**What this task involves**: Everything from the first line of the data through the line with "string; req?: boolean;" is to be echoed exactly, minus the pictures.

#### Dataset content

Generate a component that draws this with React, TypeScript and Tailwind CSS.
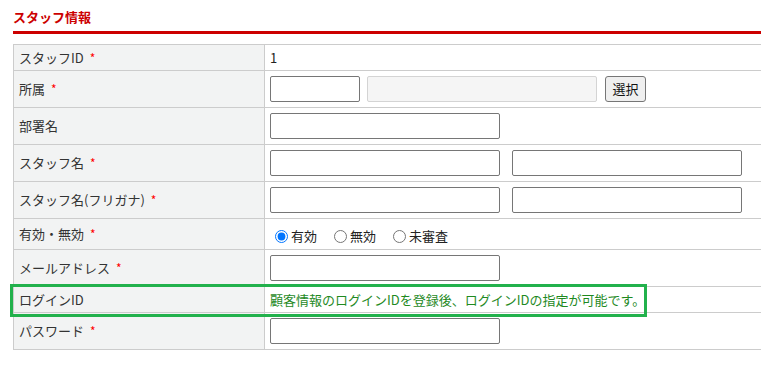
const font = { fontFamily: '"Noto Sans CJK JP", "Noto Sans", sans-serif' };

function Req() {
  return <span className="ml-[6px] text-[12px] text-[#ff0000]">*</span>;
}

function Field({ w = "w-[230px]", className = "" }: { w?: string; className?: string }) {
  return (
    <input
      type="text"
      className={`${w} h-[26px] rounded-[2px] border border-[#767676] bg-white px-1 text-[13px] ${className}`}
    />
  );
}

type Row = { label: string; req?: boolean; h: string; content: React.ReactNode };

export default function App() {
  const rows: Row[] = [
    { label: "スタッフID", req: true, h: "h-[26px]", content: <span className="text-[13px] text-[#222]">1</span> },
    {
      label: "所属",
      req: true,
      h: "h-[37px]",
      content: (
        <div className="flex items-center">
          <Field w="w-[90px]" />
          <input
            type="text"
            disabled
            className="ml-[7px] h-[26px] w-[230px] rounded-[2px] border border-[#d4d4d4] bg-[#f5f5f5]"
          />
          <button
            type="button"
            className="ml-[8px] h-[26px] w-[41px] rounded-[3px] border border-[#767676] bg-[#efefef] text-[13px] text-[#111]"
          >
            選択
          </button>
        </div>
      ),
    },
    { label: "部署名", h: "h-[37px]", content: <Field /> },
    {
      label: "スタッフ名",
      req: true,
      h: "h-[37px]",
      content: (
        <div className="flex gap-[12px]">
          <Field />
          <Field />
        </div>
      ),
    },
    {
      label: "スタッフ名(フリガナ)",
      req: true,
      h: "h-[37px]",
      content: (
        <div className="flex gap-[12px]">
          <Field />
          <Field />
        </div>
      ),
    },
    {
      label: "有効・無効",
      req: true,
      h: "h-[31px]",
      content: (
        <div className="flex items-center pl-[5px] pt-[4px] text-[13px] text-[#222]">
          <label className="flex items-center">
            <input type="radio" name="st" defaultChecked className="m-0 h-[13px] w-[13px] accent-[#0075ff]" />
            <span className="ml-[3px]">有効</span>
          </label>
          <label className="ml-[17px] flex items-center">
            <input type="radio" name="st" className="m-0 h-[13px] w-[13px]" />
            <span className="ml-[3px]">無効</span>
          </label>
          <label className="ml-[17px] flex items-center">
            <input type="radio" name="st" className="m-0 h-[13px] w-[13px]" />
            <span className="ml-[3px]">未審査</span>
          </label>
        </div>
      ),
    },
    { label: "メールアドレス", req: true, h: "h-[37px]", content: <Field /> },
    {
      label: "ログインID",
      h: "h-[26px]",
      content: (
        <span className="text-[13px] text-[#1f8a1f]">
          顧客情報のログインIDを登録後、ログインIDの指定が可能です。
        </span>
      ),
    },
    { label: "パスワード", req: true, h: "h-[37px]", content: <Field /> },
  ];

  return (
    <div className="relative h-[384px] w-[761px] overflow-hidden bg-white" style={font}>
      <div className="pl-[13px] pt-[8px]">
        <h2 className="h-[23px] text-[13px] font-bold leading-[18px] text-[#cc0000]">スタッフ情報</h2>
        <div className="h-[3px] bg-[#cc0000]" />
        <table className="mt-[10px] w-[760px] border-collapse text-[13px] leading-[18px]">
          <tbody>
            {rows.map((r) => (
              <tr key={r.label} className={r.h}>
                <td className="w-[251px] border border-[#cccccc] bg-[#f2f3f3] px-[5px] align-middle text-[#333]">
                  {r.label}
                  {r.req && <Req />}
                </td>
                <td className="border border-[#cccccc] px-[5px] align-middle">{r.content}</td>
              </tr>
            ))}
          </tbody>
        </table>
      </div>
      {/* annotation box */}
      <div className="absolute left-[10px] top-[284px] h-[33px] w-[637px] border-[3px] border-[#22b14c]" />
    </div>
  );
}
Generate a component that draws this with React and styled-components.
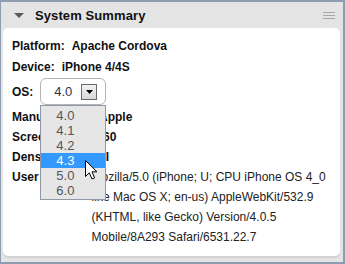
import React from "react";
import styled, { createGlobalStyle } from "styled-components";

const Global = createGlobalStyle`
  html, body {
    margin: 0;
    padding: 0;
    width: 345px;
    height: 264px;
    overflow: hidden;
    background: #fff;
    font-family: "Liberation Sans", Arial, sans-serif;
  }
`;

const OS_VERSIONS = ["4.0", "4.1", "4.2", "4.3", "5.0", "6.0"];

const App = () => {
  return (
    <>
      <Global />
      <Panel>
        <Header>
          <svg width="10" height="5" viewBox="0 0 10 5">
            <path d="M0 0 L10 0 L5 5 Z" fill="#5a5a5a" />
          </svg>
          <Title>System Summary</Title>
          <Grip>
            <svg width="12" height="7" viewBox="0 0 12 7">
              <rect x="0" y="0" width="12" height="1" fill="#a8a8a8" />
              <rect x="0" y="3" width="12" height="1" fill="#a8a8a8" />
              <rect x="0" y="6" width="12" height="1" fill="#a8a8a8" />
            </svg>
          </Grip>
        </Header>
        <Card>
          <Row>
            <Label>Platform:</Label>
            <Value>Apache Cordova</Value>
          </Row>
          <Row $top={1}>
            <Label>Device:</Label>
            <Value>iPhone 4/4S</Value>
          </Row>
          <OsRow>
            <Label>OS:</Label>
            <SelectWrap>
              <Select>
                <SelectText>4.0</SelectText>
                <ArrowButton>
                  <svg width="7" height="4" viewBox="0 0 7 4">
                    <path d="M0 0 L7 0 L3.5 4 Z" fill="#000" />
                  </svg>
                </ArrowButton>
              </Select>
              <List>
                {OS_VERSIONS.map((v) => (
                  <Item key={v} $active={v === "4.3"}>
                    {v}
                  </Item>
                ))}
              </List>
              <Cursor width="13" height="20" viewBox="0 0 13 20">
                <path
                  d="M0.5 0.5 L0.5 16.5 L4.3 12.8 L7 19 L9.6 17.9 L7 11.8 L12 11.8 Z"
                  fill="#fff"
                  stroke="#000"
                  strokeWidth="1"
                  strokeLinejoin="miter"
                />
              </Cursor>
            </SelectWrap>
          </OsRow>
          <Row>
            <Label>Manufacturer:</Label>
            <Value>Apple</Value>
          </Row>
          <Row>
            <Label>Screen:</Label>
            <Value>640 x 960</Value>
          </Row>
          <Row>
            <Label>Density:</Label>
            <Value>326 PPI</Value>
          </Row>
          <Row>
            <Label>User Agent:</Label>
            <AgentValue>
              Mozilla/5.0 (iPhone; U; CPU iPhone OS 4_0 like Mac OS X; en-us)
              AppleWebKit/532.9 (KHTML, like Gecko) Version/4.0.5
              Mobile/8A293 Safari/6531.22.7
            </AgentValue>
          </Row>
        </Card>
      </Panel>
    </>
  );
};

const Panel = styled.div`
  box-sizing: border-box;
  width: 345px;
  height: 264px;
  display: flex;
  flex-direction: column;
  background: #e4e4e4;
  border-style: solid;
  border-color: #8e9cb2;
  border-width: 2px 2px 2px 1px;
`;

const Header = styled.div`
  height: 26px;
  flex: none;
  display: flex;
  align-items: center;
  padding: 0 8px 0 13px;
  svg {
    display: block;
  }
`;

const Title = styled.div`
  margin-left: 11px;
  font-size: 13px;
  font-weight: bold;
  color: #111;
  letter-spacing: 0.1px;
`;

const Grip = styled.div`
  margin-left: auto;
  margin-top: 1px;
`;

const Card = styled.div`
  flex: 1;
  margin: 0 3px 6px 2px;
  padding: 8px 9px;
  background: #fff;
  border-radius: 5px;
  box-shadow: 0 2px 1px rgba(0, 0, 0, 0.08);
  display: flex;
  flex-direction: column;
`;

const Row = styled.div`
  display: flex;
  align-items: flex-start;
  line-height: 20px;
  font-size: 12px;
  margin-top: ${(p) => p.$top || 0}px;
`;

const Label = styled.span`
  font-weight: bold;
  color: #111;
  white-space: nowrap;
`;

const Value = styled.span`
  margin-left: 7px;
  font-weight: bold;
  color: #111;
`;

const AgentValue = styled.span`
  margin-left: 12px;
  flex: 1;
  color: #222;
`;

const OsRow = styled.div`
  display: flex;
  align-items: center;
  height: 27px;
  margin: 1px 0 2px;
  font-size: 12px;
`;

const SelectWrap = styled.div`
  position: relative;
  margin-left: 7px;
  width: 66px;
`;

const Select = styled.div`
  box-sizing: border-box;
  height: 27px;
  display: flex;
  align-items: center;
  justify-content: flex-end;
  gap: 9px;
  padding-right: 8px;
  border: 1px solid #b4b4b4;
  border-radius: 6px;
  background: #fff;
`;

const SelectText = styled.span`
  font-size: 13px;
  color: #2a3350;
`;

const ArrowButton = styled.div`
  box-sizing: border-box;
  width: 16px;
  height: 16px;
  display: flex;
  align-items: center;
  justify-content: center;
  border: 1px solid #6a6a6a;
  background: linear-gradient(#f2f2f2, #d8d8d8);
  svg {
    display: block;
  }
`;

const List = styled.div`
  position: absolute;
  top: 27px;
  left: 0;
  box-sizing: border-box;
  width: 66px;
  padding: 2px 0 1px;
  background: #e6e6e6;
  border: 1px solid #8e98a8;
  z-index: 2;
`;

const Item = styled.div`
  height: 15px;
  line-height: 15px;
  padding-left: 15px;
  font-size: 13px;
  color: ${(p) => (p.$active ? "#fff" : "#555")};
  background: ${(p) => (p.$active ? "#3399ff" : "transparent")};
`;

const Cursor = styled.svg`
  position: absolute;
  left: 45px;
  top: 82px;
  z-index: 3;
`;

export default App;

########

**Answer to the exercise**:
Generate a component that draws this with React, TypeScript and Tailwind CSS.
const font = { fontFamily: '"Noto Sans CJK JP", "Noto Sans", sans-serif' };

function Req() {
  return <span className="ml-[6px] text-[12px] text-[#ff0000]">*</span>;
}

function Field({ w = "w-[230px]", className = "" }: { w?: string; className?: string }) {
  return (
    <input
      type="text"
      className={`${w} h-[26px] rounded-[2px] border border-[#767676] bg-white px-1 text-[13px] ${className}`}
    />
  );
}

type Row = { label: string; req?: boolean; h: string; content: React.ReactNode };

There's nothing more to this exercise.